Professor travels to Ukraine to research autism
An associate professor of psychology, Dolyniuk traveled to Ukraine twice, in July 2011 and March 2014.
Dr. Chrystina Dolyniuk wants to raise awareness of autism not only in the United States but abroad. An associate professor of psychology, she traveled to Ukraine twice courtesy of the Fulbright Specialist Program, most recently in March 2014. On April 15, Dolyniuk will present her work to the campus community as part of the Faculty Lecture Series.
Below is our Q-and-A with her about her most recent trip and experience.
Can you tell me a little bit about yourself?
I hold a doctorate in psychology and am trained as a specialist in autism and developmental disabilities. I also have a degree in special education and have worked with children with autism in various settings.
What about autism interested you to study it not only in the United States, but globally?
Autism spectrum disorder is a key concern everywhere right now. Fortunately, in the United States, children with autism receive a lot of services because there is a heightened level of awareness. Parents know about the characteristics of autism even before children are diagnosed. As a result, parents are looking for information and children at risk are likely to be screened and identified, if there is a problem.
Many other countries have not been doing as much research or providing early intervention. There are many countries that still don’t provide services to children with autism because training is limited, awareness is low, or they may not have well-developed services for children with disabilities. So the issue of global awareness and the need for services is a very important topic in my professional discipline right now.
We need to reach out to other countries and raise awareness, and provide intervention and training to professionals because they don’t necessarily know about autism or the information they have may be limited or outdated. The field is changing quickly and research is growing rapidly, but other countries don’t always have access to that information. In addition, there may be cultural or political barriers to accessing information, training or services. It’s important that all children receive services early in life because research shows that the sooner they receive intervention, the better their long-term outcome.
Why did you choose to study this topic in Ukraine?
I was actually invited twice to share my knowledge and this gave way to the opportunity to conduct research.
The people of Ukraine are striving for a true democracy but face tremendous challenges and the threat of Russian occupation. Ukraine is a nation that desperately needs our assistance and support right now. This is a country that historically hasn’t provided training for its professionals who work with children with autism. I was fortunate to do something meaningful at a critical time. As a specialist in autism, I know there is a big need for my skills in Ukraine. The fact that there is a shortage of autism specialists in Ukraine will continue to be true regardless of political conflicts or geographic battles. Since I am a Ukrainian-American and fluent in Ukrainian, I can help bridge some barriers at this crucial time.

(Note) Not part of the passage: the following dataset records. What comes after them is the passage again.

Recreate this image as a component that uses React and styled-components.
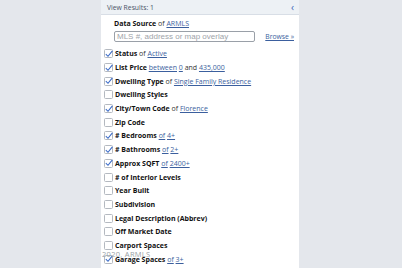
import React from "react";
import styled, { createGlobalStyle } from "styled-components";

const Global = createGlobalStyle`
  html, body { margin: 0; padding: 0; background: #e4e7ec; }
  body { font-family: "Open Sans", "Noto Sans", sans-serif; }
`;

const Page = styled.div`
  width: 402px;
  height: 268px;
  display: flex;
  justify-content: center;
  overflow: hidden;
  background: #e4e7ec;
`;

const Panel = styled.div`
  position: relative;
  width: 198px;
  margin-left: -2px;
  background: #fff;
  display: flex;
  flex-direction: column;
`;

const Header = styled.div`
  height: 14px;
  display: flex;
  align-items: center;
  justify-content: space-between;
  padding: 0 5px 0 6px;
  background: #edf1f5;
  border-bottom: 1px solid #d8dee6;
  font-size: 6.8px;
  color: #4a5566;
`;

const Chevron = styled.span`
  color: #3a66b8;
  font-size: 10px;
  line-height: 1;
`;

const Source = styled.div`
  padding: 3px 4px 0 13px;
  display: flex;
  flex-direction: column;
  gap: 2px;
`;

const SourceTitle = styled.div`
  font-size: 7px;
  line-height: 11px;
`;

const Bold = styled.b`
  font-weight: 700;
  color: #111;
`;

const Of = styled.span`
  color: ${(p) => (p.$link ? "#3b5f9e" : "#333")};
  text-decoration: ${(p) => (p.$link ? "underline" : "none")};
  font-weight: 400;
`;

const InputRow = styled.div`
  display: flex;
  align-items: center;
  justify-content: space-between;
`;

const Input = styled.div`
  width: 135px;
  height: 9px;
  border: 1px solid #9aa0a8;
  border-radius: 2px;
  padding: 0 2px;
  font-family: "Liberation Sans", Arial, sans-serif;
  font-size: 8px;
  line-height: 9px;
  color: #a0a4aa;
  white-space: nowrap;
  overflow: hidden;
`;

const Browse = styled.a`
  font-size: 6.8px;
  color: #3b5f9e;
  text-decoration: underline;
  margin-right: 1px;
`;

const List = styled.div`
  display: flex;
  flex-direction: column;
  padding: 5px 0 0 3px;
`;

const Row = styled.div`
  height: 13.7px;
  display: flex;
  align-items: center;
  gap: 2px;
  font-size: 7px;
  white-space: nowrap;
`;

const Box = styled.span`
  width: 7px;
  height: 7px;
  border: 1px solid #b4b9c0;
  border-radius: 1.5px;
  background: #fff;
  display: flex;
  align-items: center;
  justify-content: center;
  flex: none;
`;

const Watermark = styled.div`
  position: absolute;
  left: 1px;
  top: 249px;
  font-size: 7.5px;
  color: #9a9fa6;
  letter-spacing: 0.3px;
  pointer-events: none;
`;

const Check = () => (
  <svg width="8" height="8" viewBox="0 0 8 8" style={{ overflow: "visible" }}>
    <path d="M0.8 4.2 L3 6.3 L7.4 0.9" fill="none" stroke="#3c6cc8" strokeWidth="1.1" />
  </svg>
);

const rows = [
  { label: "Status", checked: true, parts: [["of", 0], ["Active", 1]] },
  { label: "List Price", checked: true, parts: [["between", 1], ["0", 1], ["and", 0], ["435,000", 1]] },
  { label: "Dwelling Type", checked: true, parts: [["of", 0], ["Single Family Residence", 1]] },
  { label: "Dwelling Styles", checked: false, parts: [] },
  { label: "City/Town Code", checked: true, parts: [["of", 0], ["Florence", 1]] },
  { label: "Zip Code", checked: false, parts: [] },
  { label: "# Bedrooms", checked: true, parts: [["of", 1], ["4+", 1]] },
  { label: "# Bathrooms", checked: true, parts: [["of", 1], ["2+", 1]] },
  { label: "Approx SQFT", checked: true, parts: [["of", 1], ["2400+", 1]] },
  { label: "# of Interior Levels", checked: false, parts: [] },
  { label: "Year Built", checked: false, parts: [] },
  { label: "Subdivision", checked: false, parts: [] },
  { label: "Legal Description (Abbrev)", checked: false, parts: [] },
  { label: "Off Market Date", checked: false, parts: [] },
  { label: "Carport Spaces", checked: false, parts: [] },
  { label: "Garage Spaces", checked: true, parts: [["of", 1], ["3+", 1]] },
];

const Label = ({ label, parts }) => (
  <span>
    <Bold>{label}</Bold>
    {parts.map(([t, l], i) => (
      <React.Fragment key={i}>
        {" "}
        <Of $link={!!l}>{t}</Of>
      </React.Fragment>
    ))}
  </span>
);

export default function App() {
  return (
    <Page>
      <Global />
      <Panel>
        <Header>
          <span>View Results: 1</span>
          <Chevron>‹</Chevron>
        </Header>
        <Source>
          <SourceTitle>
            <Bold>Data Source</Bold> <Of>of</Of> <Of $link>ARMLS</Of>
          </SourceTitle>
          <InputRow>
            <Input>MLS #, address or map overlay</Input>
            <Browse>Browse »</Browse>
          </InputRow>
        </Source>
        <List>
          {rows.map((r) => (
            <Row key={r.label}>
              <Box>{r.checked && <Check />}</Box>
              <Label label={r.label} parts={r.parts} />
            </Row>
          ))}
        </List>
        <Watermark>2020, ARMLS</Watermark>
      </Panel>
    </Page>
  );
}
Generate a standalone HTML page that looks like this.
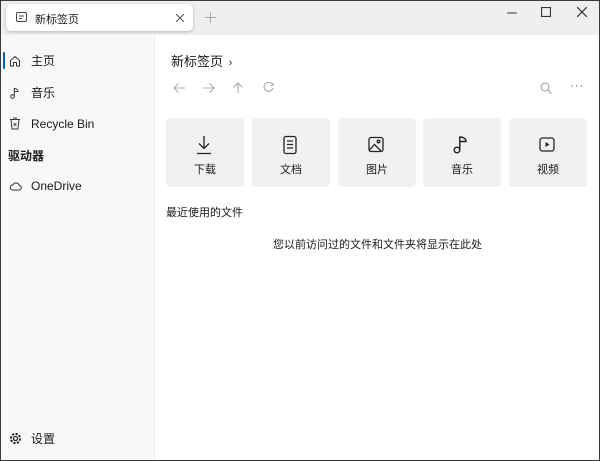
<!DOCTYPE html>
<html><head><meta charset="utf-8"><style>
*{margin:0;padding:0;box-sizing:border-box}
body{width:600px;height:461px;overflow:hidden;font-family:"Liberation Sans","Noto Sans CJK SC",sans-serif;color:#1a1a1a;background:#fff;position:relative}
.win{position:absolute;left:0;top:0;width:600px;height:461px;border:1px solid #3a3a3a}
.title{position:absolute;left:1px;top:1px;width:598px;height:34px;background:#f0efee}
.tab{position:absolute;left:6px;top:4px;width:187px;height:27px;background:#fff;border-radius:5px;box-shadow:0 1px 3px rgba(0,0,0,.25);font-size:11px}
.side{position:absolute;left:1px;top:35px;width:154px;height:425px;background:#f9f8f7;border-right:1px solid #ebebeb}
.it{position:absolute;left:0;font-size:12px;display:flex;align-items:center}
.it svg{position:absolute;left:8px}
.it span{position:absolute;left:30px;white-space:nowrap}
.tile{position:absolute;top:118px;width:78px;height:69px;background:#f2f1f0;border-radius:4px;font-size:11px;text-align:center}
.tile svg{position:absolute;left:29px;top:17px}
.tile span{position:absolute;left:0;right:0;top:43px}
</style></head><body>
<div class="win"></div>
<div class="title"></div>
<div class="tab">
<svg style="position:absolute;left:10px;top:8px" width="11" height="10" viewBox="0 0 11 10"><rect x=".5" y=".5" width="10" height="9" rx="1.5" fill="none" stroke="#444"/><line x1="3" y1="4" x2="8" y2="4" stroke="#444"/><line x1="3" y1="6.5" x2="6" y2="6.5" stroke="#444"/></svg>
<span style="position:absolute;left:29px;top:7px">新标签页</span>
<svg style="position:absolute;left:170px;top:10px" width="8" height="8"><path d="M0 0L8 8M8 0L0 8" stroke="#555"/></svg>
</div>
<svg style="position:absolute;left:205px;top:12px" width="11" height="11"><path d="M5.5 0V11M0 5.5H11" stroke="#aaa"/></svg>
<svg style="position:absolute;left:507px;top:12px" width="10" height="2"><path d="M0 1H10" stroke="#333"/></svg>
<svg style="position:absolute;left:541px;top:7px" width="10" height="10"><rect x=".5" y=".5" width="9" height="9" fill="none" stroke="#333" stroke-width="1.2"/></svg>
<svg style="position:absolute;left:577px;top:7px" width="10" height="10"><path d="M0 0L10 10M10 0L0 10" stroke="#333" stroke-width="1.2"/></svg>

<div class="side">
<div style="position:absolute;left:2px;top:17px;width:2px;height:17px;background:#0063b1;border-radius:1px"></div>
<div class="it" style="top:17px;height:17px"><svg width="12" height="12" viewBox="0 0 12 12"><path d="M1.5 5.5L6 1.5L10.5 5.5V11H7.5V7.5H4.5V11H1.5Z" fill="none" stroke="#333"/></svg><span>主页</span></div>
<div class="it" style="top:49px;height:17px"><svg width="12" height="12" viewBox="0 0 12 12"><circle cx="3.5" cy="9.5" r="1.8" fill="none" stroke="#333"/><path d="M5.3 9.5V1.5C7 1.5 9 2.5 9 4.5H6" fill="none" stroke="#333"/></svg><span>音乐</span></div>
<div class="it" style="top:80px;height:17px"><svg width="12" height="13" viewBox="0 0 12 13"><path d="M1 2.5H11M2 2.5L3 12H9L10 2.5M4 1H8" fill="none" stroke="#333"/><path d="M4.5 6L7.5 9M7.5 6L4.5 9" stroke="#333" stroke-width=".8"/></svg><span>Recycle Bin</span></div>
<div style="position:absolute;left:7px;top:112px;font-size:12px;font-weight:bold">驱动器</div>
<div class="it" style="top:142px;height:17px"><svg width="13" height="10" viewBox="0 0 13 10"><path d="M3.5 9H10a2.2 2.2 0 0 0 .3-4.4A3.3 3.3 0 0 0 4 4 2.5 2.5 0 0 0 3.5 9Z" fill="none" stroke="#333"/></svg><span>OneDrive</span></div>
<div class="it" style="top:395px;height:17px"><svg width="13" height="13" viewBox="0 0 13 13"><circle cx="6.5" cy="6.5" r="2" fill="none" stroke="#222" stroke-width="1.2"/><circle cx="6.5" cy="6.5" r="4.6" fill="none" stroke="#222" stroke-dasharray="2.2 1.4" stroke-width="2"/></svg><span>设置</span></div>
</div>

<div style="position:absolute;left:171px;top:51px;font-size:13px">新标签页 <span style="font-size:11px;margin-left:2px">›</span></div>
<svg style="position:absolute;left:173px;top:82px" width="110" height="12" viewBox="0 0 110 12" fill="none" stroke="#aaa" stroke-width="1.1"><path d="M12 6H1M5.5 1.5L1 6l4.5 4.5"/><path d="M30 6h11M36.5 1.5L41 6l-4.5 4.5"/><path d="M65 11V1M60.5 5.5L65 1l4.5 4.5"/><path d="M99.5 2.5A4.5 4.5 0 1 0 100 6M100 1v2.5h-2.5"/></svg>
<svg style="position:absolute;left:540px;top:82px" width="12" height="12"><circle cx="5" cy="5" r="4" fill="none" stroke="#999"/><path d="M8 8L11.5 11.5" stroke="#999"/></svg>
<div style="position:absolute;left:570px;top:80px;font-size:11px;color:#555;letter-spacing:1px">···</div>

<div class="tile" style="left:166px"><svg width="18" height="20" viewBox="0 0 18 20" fill="none" stroke="#222" stroke-width="1.3"><path d="M9 1V13M4 8.5L9 13.5L14 8.5M2 18.5H16"/></svg><span>下载</span></div>
<div class="tile" style="left:252px"><svg width="18" height="20" viewBox="0 0 18 20" fill="none" stroke="#222" stroke-width="1.3"><rect x="3" y="1.5" width="12" height="17" rx="2"/><path d="M6 6H12M6 9.5H12M6 13H12"/></svg><span>文档</span></div>
<div class="tile" style="left:338px"><svg width="18" height="20" viewBox="0 0 18 20" fill="none" stroke="#222" stroke-width="1.3"><rect x="2" y="2.5" width="14" height="14" rx="2"/><circle cx="11.5" cy="6.5" r="1.3"/><path d="M2.5 15L7.5 9.5L14 16"/></svg><span>图片</span></div>
<div class="tile" style="left:423px"><svg width="18" height="20" viewBox="0 0 18 20" fill="none" stroke="#222" stroke-width="1.4"><circle cx="5" cy="15" r="2.8"/><path d="M7.8 15V2C11 2 14 3.5 14 6.5H8"/></svg><span>音乐</span></div>
<div class="tile" style="left:509px"><svg width="18" height="20" viewBox="0 0 18 20" fill="none" stroke="#222" stroke-width="1.3"><rect x="2" y="3" width="14" height="13" rx="2.5"/><path d="M7.5 7v5l4-2.5z" fill="#222" stroke="none"/></svg><span>视频</span></div>

<div style="position:absolute;left:166px;top:204px;font-size:11px">最近使用的文件</div>
<div style="position:absolute;left:273px;top:236px;font-size:11px">您以前访问过的文件和文件夹将显示在此处</div>
</body></html>
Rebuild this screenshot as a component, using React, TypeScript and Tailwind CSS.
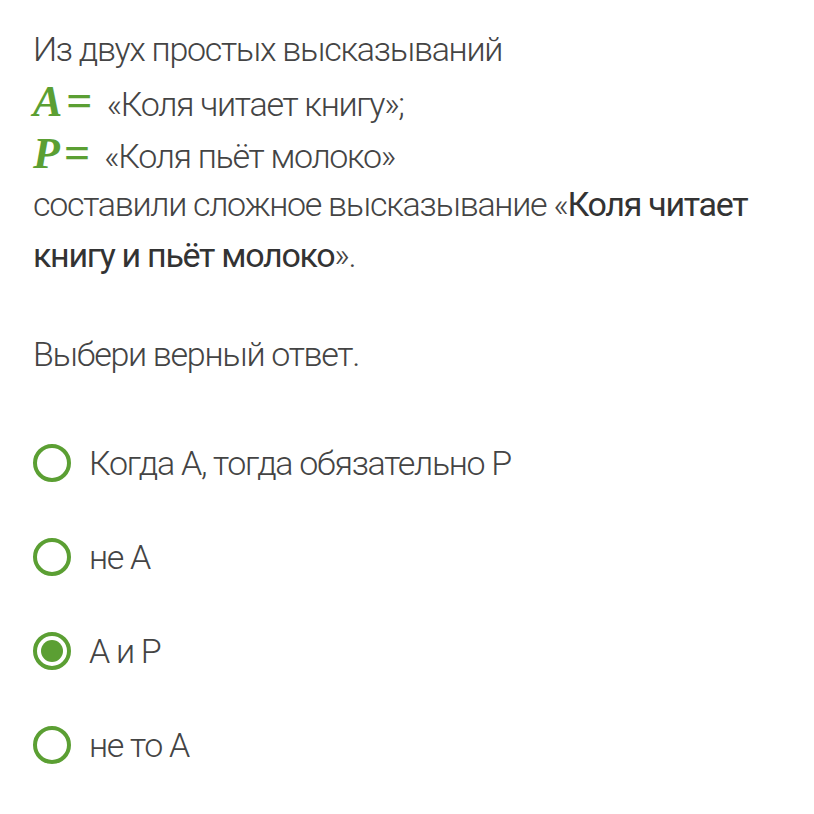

Can you tell me about your research?
I am exploring the cultural and community needs of children with autism. My current project evolved out of my first Fulbright experience (July 2011) when I was invited by the Ukrainian Catholic University to conduct programmatic consultation and conduct guest lectures on autism. At that time, I got a good sense of what the needs were and started gathering information on various socio-cultural factors that might impact on service delivery. Over the last few years, I’ve continued to explore the challenges families and professionals who serve children with autism face at various levels.
For this second Fulbright experience (March 2014), I was specifically invited by the Ukrainian Catholic University’s Institute for Psychological Studies to raise awareness of autism in Ukraine. I was asked to conduct a five-day professional seminar, a three-day seminar for parents, and an open public lecture. This also gave me the opportunity to facilitate consultations and discussions with families and professionals and gather data on specific socio-cultural variables. I am conducting community-based research in the truest sense as I was in the field and experienced what the needs are for families first-hand at this very challenging time. So although the two projects are separate, my work is based on the need that I identified during my first trip and has been ongoing since that time. The objective is to conduct culturally-sensitive outreach to meet the growing and changing needs of children in Ukraine.